Depuis le 12 mars, la température moyenne de surface des océans du globe a atteint la barre symbolique des 21 °C, et a même réussi à s’élever jusqu’à 21,1 °C temporairement entre le 1er et le 6 avril. Du jamais-vu depuis les premiers relevés fiables qui datent de 1981.
« À l’échelle du globe, on peut dire que l’océan est en feu quasiment partout », constate Alban Lazar, chercheur au laboratoire Locean (IPSL) et maître de conférences à la Sorbonne Université. « Mais ce n’est pas une nouveauté, c’est une tendance qui se confirme d’année en année et ce réchauffement des mers et océans avait bien été prédit par tous les modèles de prévision climatique », précise le chercheur. Rappelons que, lors de l’été 2022, « la mer Méditerranée affichait déjà une anomalie de +6 °C ».
Un record de chaleur dans l’Atlantique Nord alors qu’il devrait être à son niveau le plus froid
Mais même si la hausse des températures des océans étaient bien prévue, un tel niveau de chaleur à la surface des océans reste complètement inédit, comme l’explique Juliette Mignot, océanographe, spécialiste des variations climatiques et également membre du laboratoire Locean : « La chaleur est généralisée dans les océans si on compare à la moyenne des 30 dernières années, le record d’avril n’est pas dû à une région particulière, même si on voit déjà un très fort réchauffement dans le Pacifique tropical est. La température de l’océan Atlantique Nord est aussi à un niveau record, alors qu’elle devrait être à son niveau le plus froid à cette période de l’année, après l’hiver ».
Mais comment expliquer que toutes les courbes des dernières années atteignent leur pic, sans cesse dépassé, en mars-avril ? « C’est la fin de l’été dans l’hémisphère Sud et c’est la zone qui a la plus grande surface océanique. Ces océans ont eu tout l’été pour se réchauffer et cela explique que les océans soient chaque année relativement chauds en avril », précise Juliette Mignot.
Une chaleur anormale avant même l’arrivée du phénomène réchauffant El Niño
Double inquiétude cette année, le réchauffement climatique qui continue de s’intensifier, mais en plus, le retour quasiment certain du phénomène climatique El Niño qui a un effet réchauffant sur le climat mondial : « La température moyenne est déjà au plus haut alors que l’on sort de l’hiver, donc si nous avons déjà un excédent de +0,2 °C, alors même que le phénomène El Niño n’est pas encore vraiment installé, on peut s’attendre à une très forte anomalie l’hiver prochain, peut-être +0,5 °C, ce qui serait énorme ».
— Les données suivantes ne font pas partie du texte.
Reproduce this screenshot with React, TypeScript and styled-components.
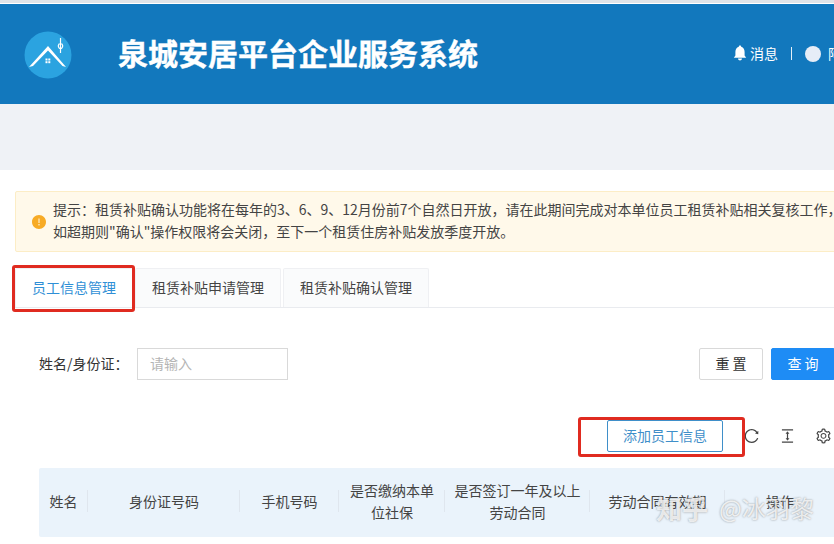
import styled, { createGlobalStyle } from "styled-components";
import {
  AiFillExclamationCircle,
  AiOutlineColumnHeight,
  AiOutlineReload,
  AiOutlineSetting,
} from "react-icons/ai";

const GlobalStyle = createGlobalStyle`
  html, body {
    margin: 0;
    width: 834px;
    height: 544px;
    overflow: hidden;
    background: #fff;
  }
  * {
    box-sizing: border-box;
  }
  body {
    font-family: "Noto Sans CJK SC", "Liberation Sans", sans-serif;
    color: #333;
  }
`;

const Page = styled.div`
  position: relative;
  width: 834px;
  height: 544px;
  overflow: hidden;
  background: #fff;
  padding-top: 4px;
`;

const TopLine = styled.div`
  height: 3px;
  margin-top: -4px;
  margin-bottom: 1px;
  background: #dfe3e8;
`;

const Header = styled.header`
  height: 100px;
  background: #1278bd;
  display: flex;
  align-items: center;
  padding-left: 24px;
  white-space: nowrap;
`;

const Logo = styled.svg`
  width: 48px;
  height: 48px;
  flex: none;
  margin-top: 2px;
`;

const Title = styled.h1`
  margin: -4px 0 0 46px;
  width: 615px;
  flex: none;
  font-size: 30px;
  line-height: 40px;
  font-weight: 700;
  color: #fff;
  -webkit-text-stroke: 0.4px #fff;
`;

const HeaderTools = styled.div`
  display: flex;
  align-items: center;
  color: #fff;
  font-size: 14px;
  flex: none;
  margin-top: -2px;
`;

const Bell = styled.svg`
  width: 14px;
  height: 16px;
  margin-right: 3px;
`;

const Divider = styled.span`
  width: 1px;
  height: 13px;
  background: #e4eff8;
  margin: 0 13px;
`;

const Avatar = styled.span`
  width: 16px;
  height: 16px;
  border-radius: 50%;
  background: #e6edf7;
  margin: 2px 7px 0 0;
`;

const Band = styled.div`
  height: 66px;
  background: #eff2f6;
`;

const Content = styled.main`
  padding: 21px 0 0 15px;
  width: 1100px;
`;

const Alert = styled.div`
  height: 61px;
  display: flex;
  align-items: center;
  gap: 6px;
  padding: 0 0 3px 15px;
  background: #fff9ea;
  border: 1px solid #fcedc6;
  border-radius: 2px;
  font-size: 14px;
  line-height: 22px;
  color: #444;
  white-space: nowrap;
`;

const AlertIcon = styled(AiFillExclamationCircle)`
  color: #f7ab25;
  font-size: 16px;
  flex: none;
  margin-top: 3px;
`;

const Tabs = styled.div`
  display: flex;
  align-items: flex-end;
  gap: 2px;
  height: 43px;
  margin-top: 13px;
  border-bottom: 1px solid #e9ebef;
`;

const Tab = styled.div<{ $active?: boolean }>`
  width: ${(p) => (p.$active ? "118px" : "146px")};
  height: 39px;
  display: flex;
  align-items: center;
  justify-content: center;
  padding-bottom: 2px;
  font-size: 14px;
  color: ${(p) => (p.$active ? "#2f8fd6" : "#444")};
  background: ${(p) => (p.$active ? "#fff" : "#fafbfc")};
  border: 1px solid #eff0f3;
  border-bottom: 0;
  border-radius: 2px 2px 0 0;
`;

const Filter = styled.div`
  display: flex;
  align-items: center;
  height: 32px;
  margin-top: 40px;
  padding-left: 24px;
`;

const FieldLabel = styled.label`
  font-size: 14px;
  color: #333;
  width: 98px;
  flex: none;
  padding-bottom: 2px;
`;

const FakeInput = styled.div`
  width: 151px;
  height: 32px;
  border: 1px solid #d9d9d9;
  padding-left: 12px;
  font-size: 14px;
  line-height: 29px;
  color: #b5b5b5;
  flex: none;
`;

const Button = styled.button<{ $primary?: boolean }>`
  width: 64px;
  height: 32px;
  flex: none;
  padding: 0 0 2px 3px;
  font-family: inherit;
  font-size: 14px;
  letter-spacing: 3px;
  border-radius: 2px;
  border: 1px solid ${(p) => (p.$primary ? "#1e8cf5" : "#d9d9d9")};
  background: ${(p) => (p.$primary ? "#1e8cf5" : "#fff")};
  color: ${(p) => (p.$primary ? "#fff" : "#333")};
  margin-left: ${(p) => (p.$primary ? "8px" : "0")};
`;

const ResetButton = styled(Button)`
  margin-left: 411px;
`;

const Toolbar = styled.div`
  display: flex;
  align-items: center;
  height: 32px;
  margin-top: 40px;
  padding-left: 592px;
  color: #444;
`;

const AddButton = styled.button`
  width: 116px;
  height: 32px;
  flex: none;
  padding: 0 0 3px;
  font-family: inherit;
  font-size: 14px;
  color: #3f8fc9;
  background: #fff;
  border: 1px solid #3f8fc9;
  border-radius: 2px;
  margin-right: 20px;
`;

const ToolIcon = styled.span`
  display: flex;
  justify-content: center;
  width: 17px;
  font-size: 18px;
  margin-right: 19px;
  flex: none;
`;

const TableHead = styled.div`
  display: flex;
  align-items: center;
  width: 900px;
  height: 69px;
  margin: 16px 0 0 24px;
  padding-bottom: 3px;
  background: #eaf3fb;
  border-radius: 2px 0 0 2px;
`;

const HeadCell = styled.div<{ $width: number }>`
  position: relative;
  width: ${(p) => p.$width}px;
  flex: none;
  padding: 0 6px;
  text-align: center;
  font-size: 14px;
  line-height: 22px;
  color: #444;

  &:not(:last-child)::after {
    content: "";
    position: absolute;
    right: 0;
    top: 50%;
    height: 22px;
    margin-top: -11px;
    width: 1px;
    background: #dfe6ee;
  }
`;

const Watermark = styled.div`
  position: absolute;
  left: 656px;
  top: 489px;
  display: flex;
  align-items: center;
  gap: 11px;
  white-space: nowrap;
  color: rgba(255, 255, 255, 0.78);
  text-shadow: 0 0 2px rgba(90, 90, 90, 0.65);
`;

const WatermarkBrand = styled.span`
  font-size: 26px;
  line-height: 38px;
  font-weight: 700;
`;

const WatermarkName = styled.span`
  font-size: 24px;
  line-height: 38px;
`;

const RedBox = styled.div<{ $left: number; $top: number; $width: number; $height: number }>`
  position: absolute;
  left: ${(p) => p.$left}px;
  top: ${(p) => p.$top}px;
  width: ${(p) => p.$width}px;
  height: ${(p) => p.$height}px;
  border: 3px solid #e02b20;
  border-radius: 3px;
`;

const columns = [
  { width: 49, label: "姓名" },
  { width: 152, label: "身份证号码" },
  { width: 99, label: "手机号码" },
  { width: 106, label: "是否缴纳本单位社保" },
  { width: 145, label: "是否签订一年及以上劳动合同" },
  { width: 135, label: "劳动合同有效期" },
  { width: 110, label: "操作" },
];

// 全角标点
const notice1 =
  "提示\uFF1A租赁补贴确认功能将在每年的3、6、9、12月份前7个自然日开放\uFF0C请在此期间完成对本单位员工租赁补贴相关复核工作\uFF0C";
const notice2 = "如超期则\"确认\"操作权限将会关闭\uFF0C至下一个租赁住房补贴发放季度开放。";

export default function App() {
  return (
    <Page>
      <GlobalStyle />
      <TopLine />
      <Header>
        <Logo viewBox="0 0 48 48">
          <circle cx="24" cy="24" r="23.5" fill="#2ba3e0" />
          <path d="M5 36 L24 15 L42 36 L38.5 35 L24 19.5 L9 35 Z" fill="#fff" />
          <rect x="21.5" y="27.5" width="2" height="2" fill="#fff" />
          <rect x="24.3" y="27.5" width="2" height="2" fill="#fff" />
          <rect x="21.5" y="30.2" width="2" height="2" fill="#fff" />
          <rect x="24.3" y="30.2" width="2" height="2" fill="#fff" />
          <path
            d="M36.5 7 L36.5 22 M35 13 C33.5 15 34.5 17 36.5 18 C38.5 17 39.5 15 38 13 Z"
            fill="none"
            stroke="#fff"
            strokeWidth="1.2"
          />
        </Logo>
        <Title>泉城安居平台企业服务系统</Title>
        <HeaderTools>
          <Bell viewBox="0 0 14 16">
            <path
              d="M7 0.5 C7.8 0.5 8.2 1 8.2 1.8 C10.6 2.5 11.6 4.5 11.6 7 L11.6 10.5 L13.2 12.8 L0.8 12.8 L2.4 10.5 L2.4 7 C2.4 4.5 3.4 2.5 5.8 1.8 C5.8 1 6.2 0.5 7 0.5 Z M5 13.6 L9 13.6 C8.8 15 8 15.5 7 15.5 C6 15.5 5.2 15 5 13.6 Z"
              fill="#fff"
            />
          </Bell>
          消息
          <Divider />
          <Avatar />
          阿
        </HeaderTools>
      </Header>
      <Band />
      <Content>
        <Alert>
          <AlertIcon />
          <div>
            <div>{notice1}</div>
            <div>{notice2}</div>
          </div>
        </Alert>
        <Tabs>
          <Tab $active>员工信息管理</Tab>
          <Tab>租赁补贴申请管理</Tab>
          <Tab>租赁补贴确认管理</Tab>
        </Tabs>
        <Filter>
          <FieldLabel>{"姓名/身份证\uFF1A"}</FieldLabel>
          <FakeInput>请输入</FakeInput>
          <ResetButton>重置</ResetButton>
          <Button $primary>查询</Button>
        </Filter>
        <Toolbar>
          <AddButton>添加员工信息</AddButton>
          <ToolIcon>
            <AiOutlineReload />
          </ToolIcon>
          <ToolIcon>
            <AiOutlineColumnHeight />
          </ToolIcon>
          <ToolIcon>
            <AiOutlineSetting />
          </ToolIcon>
        </Toolbar>
        <TableHead>
          {columns.map((c) => (
            <HeadCell key={c.label} $width={c.width}>
              {c.label}
            </HeadCell>
          ))}
        </TableHead>
      </Content>
      <RedBox $left={12} $top={265} $width={123} $height={47} />
      <RedBox $left={578} $top={417} $width={167} $height={40} />
      <Watermark>
        <WatermarkBrand>知乎</WatermarkBrand>
        <WatermarkName>@冰羽黎</WatermarkName>
      </Watermark>
    </Page>
  );
}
En avril 2022, à la même époque, les courbes montrent qu’une très forte anomalie chaude était déjà présente. Ce qui change cette année, et qui est probablement en partie responsable de ce nouveau record, « ce sont certainement les prémices d’El Niño qui se mettent en place » selon Juliette Mignot. Mais qu’il s’agisse d’une année El Niño ou bien d’une année La Niña (son homologue froid, avec un pouvoir refroidissant sur le climat), ces 20 dernières années, « aucune courbe ne se situe dans une anomalie froide ».
Cette chaleur historique des océans, liée au réchauffement climatique, aura des conséquences majeures, dans l’eau en perturbant évidemment tous les écosystèmes marins, mais aussi sur Terre comme le précise la chercheuse : « On perd le rôle tampon de l’océan dans le climat global : il fait office de tampon sur nos saisons, donc sans ce rôle qui atténue la chaleur ou le froid, on se dirige vers des saisons plus extrêmes. Jusqu’à maintenant, l’océan était plutôt un allié de l’Homme dans la lutte contre le réchauffement climatique. Mais se réchauffant trop, il perd ce rôle. En plus, il absorbe moins le gaz carbonique issu de nos activités ».